Conforme Freud e a psicanálise, a arte é, muitas vezes, a sublimação de pulsões e desejos socialmente condenados, considerados sujos, feios, impuros; retrabalhados para serem apresentados no seu inverso, como algo belo, sublime – aqui nos termos de Edmund Burke, do século XVIII. No século XX, muitas vanguardas artísticas, se não afrontaram a ideia de sublimação, atacaram a ideia do belo na arte – fundamento de certa proposta artística e de visão de mundo -, minando posições normativas sobre o que seria legítimo ou não no campo estético, e por mais que o capital cultural siga dando as cartas do que vale e o que não ao grande público e ao público endinheirado, todo um circuito se fez à sua margem – ainda que não raro seja fagocitado, vide os graffitis urbanos.

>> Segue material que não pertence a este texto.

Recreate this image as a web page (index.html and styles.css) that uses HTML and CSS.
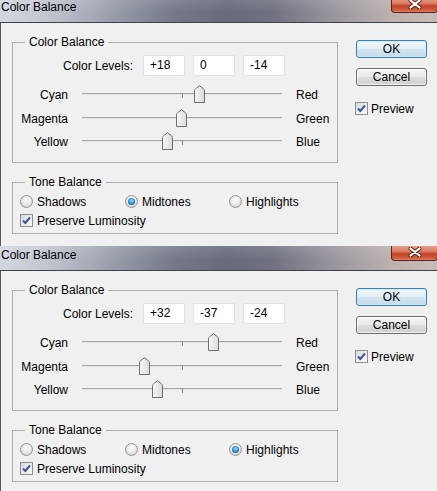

Porém, e quando se põe a questionar a ideia da sublimação em favor de algo sublime, se utilizando dessa crítica à uma pretensa verdade artística? Carlos Wieder, personagem central de Estrela Distante, de Roberto Bolaño, talvez seja uma resposta.

Quando a arte perde sua função sublimadora e deixa de ser a representação do horror e passa a ser a apresentação do horror – mais que isso, horror produzido pelo próprio artista, como horror, pelo horror e para sua apresentação horrorífica.

A passagem de Guernica para as fotos de guerra, para programas estilo Datena – cuja performatividade do discurso produz o horror que ele diz denunciar. Carlos Wieder é apenas um passo além, um Datena sem covardia e que não só prega que se faça, como faz com as próprias mãos. Covardemente, sorrateiramente, escusado pelo terrorismo de Estado do governo golpista de Pinochet. Um governo que torturou e matou com requintes de crueldade, mas que expulsa o oficial que ousou tornar a miséria das vítimas mais que um momento de regozijo próprio e fez disso arte – uma arte que perturba, porque aquilo que apresenta é mais que uma representação do que a perversão de estado é. E Wieder é um perverso – como são perversos os covardes que defendem a ditadura e elogiam torturadores, incapazes de assumir suas próprias limitações, estampadas em suas testas -, mais inteligente, mais letrado e mais sorrateiro do que os exemplos que hoje temos à frente da nação, mas facilmente identificável em “intelectuais” e artistas que posam de “civilizados de direita”, com colunas em jornais “sérios”, espaço em programas cultos de televisão e cadeiras em universidades de prestígio.

Carlos Wieder é uma representação de Bolaño, representa a literatura nazista na América, aquela que participa de oficinas literárias, que escreve poemas com fumaça nos céus e com sangue nos corpos das suas vítimas. Carlos Wieder representa a arte do futuro, se seguirmos agindo sem a radicalidade que o momento exige.